O ataque emblemático ao STF refletiu a onda de hostilidades contra os ministros da Corte na história recente. E a resposta à agressividade foi dada nas sentenças designadas pelo tribunal aos criminosos: todos são enquadrados no crime de golpe de Estado. “Várias pessoas defendem que esse crime não ocorreu porque eles não conseguiram dar um golpe de Estado. Ora, não existe crime de golpe de Estado. Se tivesse ocorrido um golpe de Estado, nós não estaríamos aqui para julgar. Quem dá golpe de Estado não é julgado, é porque ganhou na violência o que democraticamente perdeu”, afirmou Alexandre de Moraes em sessão.
Ação policial controversa permitiu invasão ao Supremo Tribunal Federal, indica relatório da CPMI
A queda dos gradis que blindavam o acesso à Praça dos Três Poderes, às 14h43 do 8 de Janeiro, alertou o secretário de Segurança do Distrito Federal, Anderson Torres, para o risco dos vândalos invadirem e destruírem o Supremo Tribunal Federal. Em um grupo no WhatsApp que reunia o alto escalão da Polícia Militar do Distrito Federal e a delegada da Polícia Federal, Marília Ferreira de Alencar Torres, disparou às 14h56: ‘não deixem chegar ao Supremo’. Com a ordem, o pelotão de choque com 24 militares abandonou a proteção ao Congresso Nacional e seguiu para o STF. Sete minutos depois, contudo, 12 soldados retornaram ao Congresso e, às 15h16, os outros também liberaram a passagem para a praça.
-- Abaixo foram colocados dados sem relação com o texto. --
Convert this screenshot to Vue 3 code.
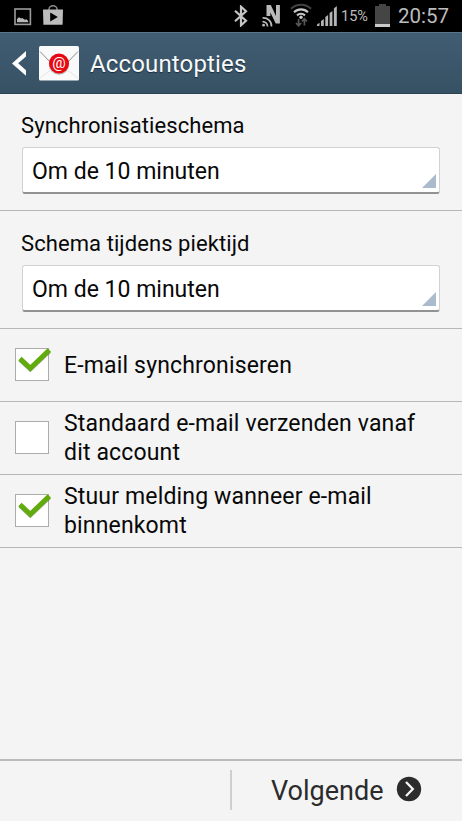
<script setup>
import { reactive } from 'vue'

const schedules = [
  { id: 'sync', label: 'Synchronisatieschema', value: 'Om de 10 minuten' },
  { id: 'peak', label: 'Schema tijdens piektijd', value: 'Om de 10 minuten' },
]

const options = reactive([
  { id: 'mail', lines: ['E-mail synchroniseren'], checked: true },
  { id: 'default', lines: ['Standaard e-mail verzenden vanaf', 'dit account'], checked: false },
  { id: 'notify', lines: ['Stuur melding wanneer e-mail', 'binnenkomt'], checked: true },
])
</script>

<template>
  <div class="screen">
    <div class="status">
      <svg class="ic-image" width="18" height="18" viewBox="0 0 18 18">
        <rect x="1" y="1" width="15.4" height="15.4" fill="none" stroke="#9c9c9c" stroke-width="1.6" />
        <path d="M3 14.3V11l2-1.8 2.2 1.2 1-.4 2.8 1.7 1.5-.4 1.7 1.7v1.3z" fill="#b8b8b8" />
      </svg>
      <svg class="ic-store" width="20" height="20" viewBox="0 0 20 20">
        <path d="M6 5.5V4a4 3.3 0 0 1 8 0v1.500" fill="none" stroke="#8f8f8f" stroke-width="1.4" />
        <path d="M0 4.500h20l-.4 15.200H.4z" fill="#bcbcbc" />
        <path d="M7.200 7.500v9l7.600-4.500z" fill="#000" />
      </svg>
      <span class="grow"></span>
      <svg class="ic-bt" width="14" height="22" viewBox="0 0 14 22">
        <path d="M1 5.800l11 10L7 20.300V1.700l5 4.500L1 16.200" fill="none" stroke="#c4c4c4" stroke-width="2.200" />
      </svg>
      <svg class="ic-nfc" width="20" height="22" viewBox="0 0 20 22">
        <path d="M4.500 11V0h4.300l5.200 11V0h3.900v18.500h-4.200L8.400 7.500V11z" fill="#b9b9b9" />
        <g fill="none" stroke="#b9b9b9" stroke-width="1.700">
          <path d="M.5 13a8 8 0 0 1 9 8.500" />
          <path d="M.5 16.600a4.800 4.800 0 0 1 5 4.900" />
        </g>
        <circle cx="1.600" cy="20.200" r="1.400" fill="#b9b9b9" />
      </svg>
      <svg class="ic-wifi" width="22" height="24" viewBox="0 0 22 24">
        <g fill="none" stroke-width="2.100">
          <path d="M1 5.800a14.500 14.500 0 0 1 20 0" stroke="#424242" />
          <path d="M4 9.200a10 10 0 0 1 14 0" stroke="#c8c8c8" />
          <path d="M7 12.400a6 6 0 0 1 8 0" stroke="#c8c8c8" />
        </g>
        <circle cx="11" cy="14.300" r="1.700" fill="#c8c8c8" />
        <g fill="none" stroke="#585858" stroke-width="1.700">
          <path d="M8.600 16v6.500M6 20l2.600 2.700L11.200 20" />
          <path d="M14.400 22.500V16M11.800 18.500l2.600-2.700 2.600 2.700" />
        </g>
      </svg>
      <svg class="ic-signal" width="20" height="20" viewBox="0 0 20 20">
        <g fill="#b5b5b5">
          <path d="M0 20v-1.500l2.500-1.700V20z" />
          <path d="M4 20v-5l2.800-2V20z" />
          <path d="M8.300 20v-9l2.800-2V20z" />
          <path d="M12.600 20V7l2.800-2v15z" />
          <path d="M16.900 20V2.500L19.800 0v20z" />
        </g>
      </svg>
      <span class="percent">15%</span>
      <svg class="ic-battery" width="15" height="23" viewBox="0 0 15 23">
        <path d="M4 0h7v2h4v18H0V2h4z" fill="#454545" />
        <path d="M0 20h15v3H0z" fill="#c9c9c9" />
      </svg>
      <span class="clock">20:57</span>
    </div>

    <header class="header">
      <svg class="back" width="14" height="25" viewBox="0 0 14 25">
        <path d="M14 0v5.500L6.200 12.300 14 19.200v5.500L0 12.500z" fill="#fff" />
      </svg>
      <svg class="mail" width="40" height="35" viewBox="0 0 40 35">
        <rect width="40" height="34.500" rx="1.500" fill="#fafafa" />
        <path d="M1 5.500l14 14.500h10L39 5.500" fill="none" stroke="#8b8b8b" stroke-width="1" />
        <path d="M1 32l12-9M39 32l-12-9" stroke="#e2e2e2" stroke-width=".9" />
        <circle cx="20" cy="18.500" r="10.200" fill="#9d9d9d" opacity=".7" />
        <circle cx="20" cy="17.500" r="10" fill="#e70812" />
        <text x="20" y="21.500" text-anchor="middle" class="at">@</text>
      </svg>
      <h1 class="title">Accountopties</h1>
    </header>

    <main class="content">
      <section v-for="s in schedules" :key="s.id" class="schedule" :class="s.id">
        <div class="label">{{ s.label }}</div>
        <div class="spinner">
          <span class="value">{{ s.value }}</span>
          <svg class="corner" width="14" height="14" viewBox="0 0 14 14">
            <path d="M14 0v14H0z" fill="#a9bbcd" />
          </svg>
        </div>
      </section>

      <div v-for="o in options" :key="o.id" class="option" @click="o.checked = !o.checked">
        <span class="box">
          <svg v-if="o.checked" class="tick" width="36" height="28" viewBox="0 0 36 28">
            <path d="M3 12.500L13.300 22.200 32.300 4" transform="translate(0 1)" fill="none" stroke="#4b6c2f" stroke-width="4.600" opacity=".6" />
            <path d="M3 12.500L13.300 22.200 32.300 4" fill="none" stroke="#62ab0c" stroke-width="4.800" />
          </svg>
        </span>
        <div class="text">
          <div v-for="line in o.lines" :key="line"><span>{{ line }}</span></div>
        </div>
      </div>
    </main>

    <footer class="footer">
      <div class="half"></div>
      <div class="next">
        <span class="next-label">Volgende</span>
        <svg class="next-icon" width="26" height="26" viewBox="0 0 26 26">
          <circle cx="13" cy="13" r="12.200" fill="#2c2c2c" />
          <path d="M10 6l6.800 7L10 20" fill="none" stroke="#f5f5f5" stroke-width="2.300" />
        </svg>
      </div>
    </footer>
  </div>
</template>

<style>
body {
  margin: 0;
  background: #f4f4f4;
}
</style>

<style scoped>
.screen {
  width: 462px;
  height: 821px;
  display: flex;
  flex-direction: column;
  overflow: hidden;
  background: #f4f4f4;
  color: #080808;
  font-family: Roboto, sans-serif;
}
.screen * {
  box-sizing: border-box;
}
svg {
  display: block;
  flex: none;
}
.status {
  height: 32px;
  flex: none;
  display: flex;
  align-items: flex-start;
  background: #000;
  color: #bdbdbd;
  white-space: nowrap;
}
.grow {
  flex: 1;
}
.ic-image {
  margin: 8px 0 0 14px;
}
.ic-store {
  margin: 5px 0 0 11px;
}
.ic-bt {
  margin: 5px 14px 0 0;
}
.ic-nfc {
  margin: 5px 8px 0 0;
}
.ic-wifi {
  margin: 3px 5px 0 0;
}
.ic-signal {
  margin: 6px 4px 0 0;
}
.percent {
  width: 28px;
  margin: 8px 6px 0 0;
  font-size: 14.5px;
  line-height: 18px;
}
.ic-battery {
  margin: 4px 8px 0 0;
}
.clock {
  width: 64px;
  margin-top: 4px;
  font-size: 20.500px;
  line-height: 24px;
}
.header {
  height: 62px;
  flex: none;
  display: flex;
  align-items: flex-start;
  border-top: 1px solid #59758a;
  border-bottom: 1px solid #2d4352;
  background: linear-gradient(#415d72, #375164);
}
.back {
  margin: 18px 0 0 12px;
}
.mail {
  margin: 13px 0 0 13px;
}
.at {
  font: 400 15px Roboto, sans-serif;
  fill: #fff;
}
.title {
  margin: 15px 0 0 11px;
  color: #f7f9fa;
  font-size: 24px;
  font-weight: 400;
  line-height: 32px;
  letter-spacing: 0.15px;
  text-shadow: 0 1px 1px #1d2d38;
}
.content {
  flex: 1;
}
.schedule {
  height: 117px;
  padding: 18px 22px 0;
  border-bottom: 1px solid #b7b7b7;
}
.schedule.peak {
  height: 118px;
  padding-top: 19px;
}
.label {
  margin-left: -1px;
  height: 35px;
  font-size: 22px;
  line-height: 28px;
  letter-spacing: 0.08px;
}
.spinner {
  height: 47px;
  display: flex;
  justify-content: space-between;
  align-items: flex-start;
  padding: 0 3px 0 9px;
  border: 1px solid #d2d2d2;
  border-bottom: 2px solid #929292;
  border-radius: 3px;
  background: #fff;
}
.value {
  font-size: 23px;
  line-height: 48px;
}
.corner {
  align-self: flex-end;
  margin-bottom: 4px;
}
.option {
  height: 73px;
  display: flex;
  align-items: center;
  border-bottom: 1px solid #b7b7b7;
}
.box {
  position: relative;
  width: 34px;
  height: 33px;
  margin: 0 0 1px 15px;
  border: 1px solid #acacac;
  background: #fff;
}
.tick {
  position: absolute;
  left: 1px;
  top: -3px;
}
.text {
  margin-left: 15px;
  font-size: 23px;
  line-height: 29px;
  letter-spacing: 0.16px;
  white-space: nowrap;
}
.footer {
  height: 62px;
  flex: none;
  display: flex;
  border-top: 2px solid #bcbcbc;
}
.half {
  width: 232px;
  height: 40px;
  margin-top: 9px;
  border-right: 2px solid #cfcfcf;
}
.next {
  display: flex;
  align-items: flex-start;
  padding: 14px 0 0 39px;
  color: #2b2b2b;
}
.next-label {
  width: 125px;
  font-size: 27px;
  line-height: 32px;
}
.next-icon {
  margin-top: 1px;
}
</style>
O detalhamento consta no relatório da Comissão Parlamentar Mista de Inquérito (CPMI) que se debruçou sobre os atos antidemocráticos do 8 de Janeiro e pediu o indiciamento de 61 pessoas.
O documento ressalta a inação e a omissão da PM do DF. “Os policiais judiciais, em pequeno número, não contaram com nenhuma ajuda da Polícia Militar do Distrito Federal que assistiu, inerte, à invasão do Supremo Tribunal Federal”, descreve o arquivo. Às 15h37, os vândalos acessaram o edifício. Àquela hora, o Congresso Nacional e o Palácio do Planalto eram depredados há pouco mais de 30 minutos. A desocupação dos edifícios começou apenas às 16h25 com o incremento do aparato policial.
No entanto, a retomada do controle democrático sobre os prédios dos Três Poderes ocorreu, de fato, horas mais tarde. Naquela noite, o presidente Luiz Inácio Lula da Silva (PT) cercado por ministros do Supremo Tribunal Federal, por membros do alto escalão da Esplanada dos Ministérios, parlamentares e governadores, iniciou uma caminhada no Palácio do Planalto que se encerraria apenas do lado oposto, na Praça dos Três Poderes, bem em frente ao palácio do STF. O ato simbólico encerrou o dia do 8 de Janeiro.